Preparing to Install Elasticsearch

By default, Liferay DXP 7.0 and its embedded Elasticsearch engine run in the same JVM. Although this enables out-of-the-box search in Liferay DXP 7.0, it’s only supported for development; production use isn’t supported. For production use, Liferay only supports Elasticsearch when it runs in a separate JVM, because search engines benefit heavily from caching. This makes their JVM memory profiles differ substantially from those of a JVM running Liferay DXP 7.0. Therefore, the two applications should always be kept separate in production environments.

The following sections provide a synopsis of Elasticsearch configurations for Liferay DXP 7.0. Prior to deployment, we strongly recommend reading Elastic’s documentation on production deployment.

Sizing Your Deployment

When sizing your Elasticsearch deployment, you must carefully consider your CPU, memory, disk, and network capacity. Generally, you should deploy Elasticsearch on medium to large machines. This lets you scale effectively and avoid large numbers of machines. You should also avoid running multiple Elasticsearch JVMs on the same operating system.

CPU

Liferay recommends that you allocate at least 4 CPU cores to the Elasticsearch engine. This assumes only 1 Elasticsearch JVM running on the machine.

Memory

Liferay recommends at least 16 GB of memory for JVM heap settings (xmx, xms, for example), with 64 GB preferred. The memory allocation depends upon the amount of index data. For index sizes 500 GB to 1 TB, 64 GB of heap memory allocation for Elasticsearch should suffice.

Disk

Search engines store their indexes on disk. Disk I/O capacity can therefore impact search performance. Liferay recommends deploying Elasticsearch on SSD when possible. If you are unable to do this, use high-performance traditional hard disks (e.g., 15k RPM). Consider using RAID 0 for both SSD and traditional hard disks.

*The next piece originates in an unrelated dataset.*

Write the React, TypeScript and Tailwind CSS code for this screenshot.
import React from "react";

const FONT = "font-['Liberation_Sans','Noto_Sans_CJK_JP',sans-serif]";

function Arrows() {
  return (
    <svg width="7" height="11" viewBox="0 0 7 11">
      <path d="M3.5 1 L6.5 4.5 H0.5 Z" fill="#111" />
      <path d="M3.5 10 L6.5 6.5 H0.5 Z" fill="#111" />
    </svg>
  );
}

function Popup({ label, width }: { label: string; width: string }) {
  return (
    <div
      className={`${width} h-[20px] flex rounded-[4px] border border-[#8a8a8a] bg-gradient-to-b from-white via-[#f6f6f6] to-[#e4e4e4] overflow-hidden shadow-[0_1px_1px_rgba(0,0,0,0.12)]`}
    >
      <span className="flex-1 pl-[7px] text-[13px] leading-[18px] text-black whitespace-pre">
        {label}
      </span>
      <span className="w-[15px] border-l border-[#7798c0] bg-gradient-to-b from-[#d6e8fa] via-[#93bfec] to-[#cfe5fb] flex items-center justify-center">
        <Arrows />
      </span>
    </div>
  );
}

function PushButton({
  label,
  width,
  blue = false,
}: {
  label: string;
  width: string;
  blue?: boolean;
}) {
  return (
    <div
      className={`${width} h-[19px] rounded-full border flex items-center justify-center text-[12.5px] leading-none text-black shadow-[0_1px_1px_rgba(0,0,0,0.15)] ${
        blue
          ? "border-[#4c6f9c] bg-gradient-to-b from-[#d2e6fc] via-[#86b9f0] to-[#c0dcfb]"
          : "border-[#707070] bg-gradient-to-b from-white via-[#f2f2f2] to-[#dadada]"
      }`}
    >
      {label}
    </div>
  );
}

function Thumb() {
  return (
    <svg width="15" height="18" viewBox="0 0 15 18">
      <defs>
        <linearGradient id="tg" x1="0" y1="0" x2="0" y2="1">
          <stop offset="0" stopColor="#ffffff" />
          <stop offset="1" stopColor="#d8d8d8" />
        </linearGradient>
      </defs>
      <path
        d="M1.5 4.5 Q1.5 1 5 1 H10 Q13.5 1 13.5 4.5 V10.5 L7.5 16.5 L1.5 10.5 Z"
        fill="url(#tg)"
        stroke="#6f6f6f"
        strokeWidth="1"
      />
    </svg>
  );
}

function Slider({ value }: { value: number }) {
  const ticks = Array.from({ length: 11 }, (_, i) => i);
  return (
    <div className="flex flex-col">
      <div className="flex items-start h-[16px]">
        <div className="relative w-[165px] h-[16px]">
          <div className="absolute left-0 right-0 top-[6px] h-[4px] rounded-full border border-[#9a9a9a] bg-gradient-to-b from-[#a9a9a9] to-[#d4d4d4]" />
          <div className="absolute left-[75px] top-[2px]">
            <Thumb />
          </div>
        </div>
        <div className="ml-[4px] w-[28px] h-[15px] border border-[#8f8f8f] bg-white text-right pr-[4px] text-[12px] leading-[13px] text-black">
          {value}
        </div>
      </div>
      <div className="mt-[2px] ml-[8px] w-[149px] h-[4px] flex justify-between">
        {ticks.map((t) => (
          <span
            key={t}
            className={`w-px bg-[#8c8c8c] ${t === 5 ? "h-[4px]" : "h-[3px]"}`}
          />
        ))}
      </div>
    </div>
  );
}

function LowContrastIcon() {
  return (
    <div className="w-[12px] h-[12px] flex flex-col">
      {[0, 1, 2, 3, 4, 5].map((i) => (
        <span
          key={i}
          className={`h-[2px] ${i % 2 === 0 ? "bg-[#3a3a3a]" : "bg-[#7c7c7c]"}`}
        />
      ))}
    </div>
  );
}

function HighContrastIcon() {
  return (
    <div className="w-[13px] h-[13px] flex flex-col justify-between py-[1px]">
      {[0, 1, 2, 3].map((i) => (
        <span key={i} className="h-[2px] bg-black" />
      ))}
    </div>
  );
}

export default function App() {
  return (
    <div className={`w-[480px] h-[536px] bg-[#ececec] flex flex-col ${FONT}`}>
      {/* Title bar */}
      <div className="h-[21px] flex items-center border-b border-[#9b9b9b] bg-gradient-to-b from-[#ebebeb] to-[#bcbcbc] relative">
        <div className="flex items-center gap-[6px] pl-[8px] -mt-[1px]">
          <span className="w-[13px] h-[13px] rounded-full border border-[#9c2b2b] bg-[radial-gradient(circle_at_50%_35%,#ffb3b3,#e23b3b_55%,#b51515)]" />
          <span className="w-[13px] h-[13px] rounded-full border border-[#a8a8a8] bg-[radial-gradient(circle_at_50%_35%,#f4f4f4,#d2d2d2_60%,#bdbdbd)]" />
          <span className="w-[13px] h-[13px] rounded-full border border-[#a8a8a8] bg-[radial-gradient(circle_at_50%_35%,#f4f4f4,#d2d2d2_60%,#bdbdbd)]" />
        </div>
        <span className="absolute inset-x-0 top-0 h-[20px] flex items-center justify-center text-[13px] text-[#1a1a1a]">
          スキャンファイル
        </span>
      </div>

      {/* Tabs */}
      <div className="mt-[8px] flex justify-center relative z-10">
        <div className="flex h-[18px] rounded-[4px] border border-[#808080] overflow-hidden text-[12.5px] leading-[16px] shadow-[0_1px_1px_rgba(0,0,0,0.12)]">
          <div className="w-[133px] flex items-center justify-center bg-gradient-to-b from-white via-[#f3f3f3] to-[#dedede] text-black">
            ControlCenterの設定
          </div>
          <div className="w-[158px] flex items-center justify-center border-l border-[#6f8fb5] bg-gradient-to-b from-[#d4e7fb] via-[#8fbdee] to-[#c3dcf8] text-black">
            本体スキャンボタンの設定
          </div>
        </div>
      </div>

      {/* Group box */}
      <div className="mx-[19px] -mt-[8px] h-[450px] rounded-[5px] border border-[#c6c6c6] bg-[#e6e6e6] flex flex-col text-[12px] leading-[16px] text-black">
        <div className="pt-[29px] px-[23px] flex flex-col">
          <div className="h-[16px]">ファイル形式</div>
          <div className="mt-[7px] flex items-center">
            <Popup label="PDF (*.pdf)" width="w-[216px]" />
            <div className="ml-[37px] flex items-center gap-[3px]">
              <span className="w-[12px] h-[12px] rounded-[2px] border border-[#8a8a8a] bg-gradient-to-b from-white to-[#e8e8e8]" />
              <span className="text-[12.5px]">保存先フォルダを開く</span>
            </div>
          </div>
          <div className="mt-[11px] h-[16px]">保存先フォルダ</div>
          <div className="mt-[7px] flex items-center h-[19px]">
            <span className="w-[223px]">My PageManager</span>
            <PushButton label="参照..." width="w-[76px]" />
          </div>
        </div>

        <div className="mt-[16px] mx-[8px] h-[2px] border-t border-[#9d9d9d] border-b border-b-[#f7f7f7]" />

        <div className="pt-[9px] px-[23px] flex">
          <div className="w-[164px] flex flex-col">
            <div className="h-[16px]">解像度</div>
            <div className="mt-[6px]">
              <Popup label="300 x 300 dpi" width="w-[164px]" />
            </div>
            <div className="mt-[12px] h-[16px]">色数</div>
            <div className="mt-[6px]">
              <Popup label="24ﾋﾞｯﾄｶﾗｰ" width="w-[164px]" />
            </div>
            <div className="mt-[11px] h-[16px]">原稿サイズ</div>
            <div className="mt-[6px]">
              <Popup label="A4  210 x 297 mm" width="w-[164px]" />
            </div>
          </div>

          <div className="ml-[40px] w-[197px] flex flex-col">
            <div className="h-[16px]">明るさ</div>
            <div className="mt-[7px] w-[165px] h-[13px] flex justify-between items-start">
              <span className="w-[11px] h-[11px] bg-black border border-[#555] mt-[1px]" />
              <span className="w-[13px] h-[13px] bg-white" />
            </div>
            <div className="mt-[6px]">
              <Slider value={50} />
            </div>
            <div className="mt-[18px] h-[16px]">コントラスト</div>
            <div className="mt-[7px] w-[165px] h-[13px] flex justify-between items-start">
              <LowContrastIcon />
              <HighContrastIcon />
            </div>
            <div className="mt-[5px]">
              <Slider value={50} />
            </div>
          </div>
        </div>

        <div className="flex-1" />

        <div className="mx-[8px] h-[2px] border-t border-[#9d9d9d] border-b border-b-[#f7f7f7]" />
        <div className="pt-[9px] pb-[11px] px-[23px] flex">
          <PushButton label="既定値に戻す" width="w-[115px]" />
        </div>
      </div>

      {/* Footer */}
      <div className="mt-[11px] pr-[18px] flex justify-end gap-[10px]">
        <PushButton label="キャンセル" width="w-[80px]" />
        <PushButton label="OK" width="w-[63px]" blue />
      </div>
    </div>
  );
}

In general, avoid using NAS (network attached storage) for Elasticsearch as the network overhead can be large. If you’re using public cloud infrastructure like Amazon Web Services, use instance local storage and avoid network storage like Elastic Block Store (EBS).

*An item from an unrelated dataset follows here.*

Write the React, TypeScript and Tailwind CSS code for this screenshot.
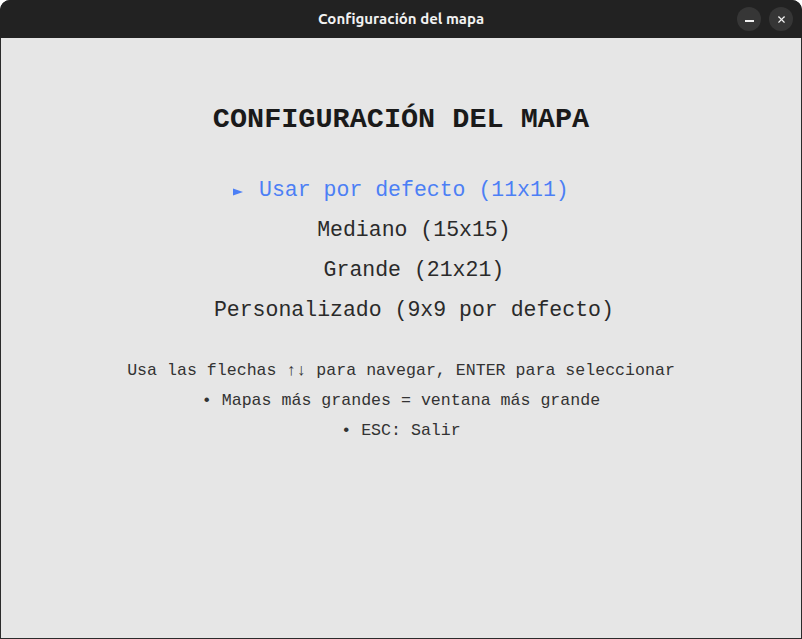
import { X } from "lucide-react";

const options = [
  "Usar por defecto (11x11)",
  "Mediano (15x15)",
  "Grande (21x21)",
  "Personalizado (9x9 por defecto)",
];

export default function App() {
  const selected = 0;

  return (
    <div className="w-[802px] h-[639px] flex flex-col bg-[#2b2b2b] rounded-t-[10px] overflow-hidden">
      {/* Title bar */}
      <div className="relative h-[38px] shrink-0 flex items-center justify-center bg-[#222222]">
        <span className="text-[15px] font-bold text-[#f2f2f2] font-['Ubuntu','Noto_Sans',sans-serif]">
          Configuración del mapa
        </span>
        <div className="absolute right-[9px] top-[7px] flex gap-[8px]">
          <button className="w-[24px] h-[24px] rounded-full bg-[#363636] flex items-center justify-center">
            <span className="block w-[9px] h-[1.5px] bg-[#f0f0f0] mt-[4px]" />
          </button>
          <button className="w-[24px] h-[24px] rounded-full bg-[#363636] flex items-center justify-center">
            <X className="w-[11px] h-[11px] text-[#f0f0f0]" strokeWidth={2.5} />
          </button>
        </div>
      </div>

      {/* Content */}
      <div className="flex-1 mx-[1px] mb-[1px] bg-[#e6e6e6] flex flex-col items-center pt-[64px] font-['Liberation_Mono','Courier_New',monospace] text-[#222222]">
        <h1 className="text-[28.5px] leading-[36px] font-bold text-[#1a1a1a]">CONFIGURACIÓN DEL MAPA</h1>

        <ul className="mt-[32px] flex flex-col items-center">
          {options.map((o, i) => (
            <li
              key={o}
              className={
                i === selected
                  ? "text-[21.5px] leading-[40px] text-[#4c7ff5] whitespace-pre flex items-center"
                  : "text-[21.5px] leading-[40px] text-[#2a2a2a] whitespace-pre"
              }
            >
              {i === selected ? (
                <>
                  <span className="w-[25.8px] flex items-center">
                    <svg width="10" height="8" viewBox="0 0 10 8" className="mt-[3px]">
                      <path d="M0 0.5 L10 4 L0 7.5 Z" fill="#4c7ff5" />
                    </svg>
                  </span>
                  {o}
                </>
              ) : (
                "  " + o
              )}
            </li>
          ))}
        </ul>

        <div className="mt-[26px] flex flex-col items-center text-[16.6px] leading-[30px] text-[#333333]">
          <p>Usa las flechas ↑↓ para navegar, ENTER para seleccionar</p>
          <p>• Mapas más grandes = ventana más grande</p>
          <p>• ESC: Salir</p>
        </div>
      </div>
    </div>
  );
}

Also note that search index sizes vary based on the indexed content. Ensure you have at least 25% more disk capacity than the total size of your indexes. For example, if your index is 50 GB, you should have at least 75 GB of disk space available. To estimate the disk space you need, Liferay recommends that you index a representative sample of your production content and then multiply the size of that sample index by the fraction of your production content that it represents. For example, index 25% of your production content and then multiply the resulting index size by 4. Keep in mind that indexing a 1 MB file doesn’t result in 1 MB of space in the search index.

Networking

Elasticsearch relies on clustering and sharding to deliver fast, accurate search results. Therefore, it requires a fast and reliable network. Most modern data centers provide 1 GbE or 10 GbE between machines. Avoid spreading Elasticsearch clusters across multiple data centers. Elasticsearch doesn’t support multi-data center deployments, especially data centers spread across large distances (e.g., cross-continent). To support multi-data center deployments, you must create a custom solution that distributes index requests (update, delete, add document) to each data center.

Shards and Replicas

Elasticsearch uses shards and replicas to scale. Shards divide a search index into smaller, more manageable chunks. For example, if you have a 500 GB index you can split it into 10 shards of 50 GB each. For best results, each shard shouldn’t exceed 50 GB. More shards generally mean faster indexing (write) performance but slower search (read) performance. In Elasticsearch, an index with multiple shards results in a distributed search and a subsequent result merge. Replicas provide resiliency and improve search performance. A replica helps to load balance search operations across the cluster.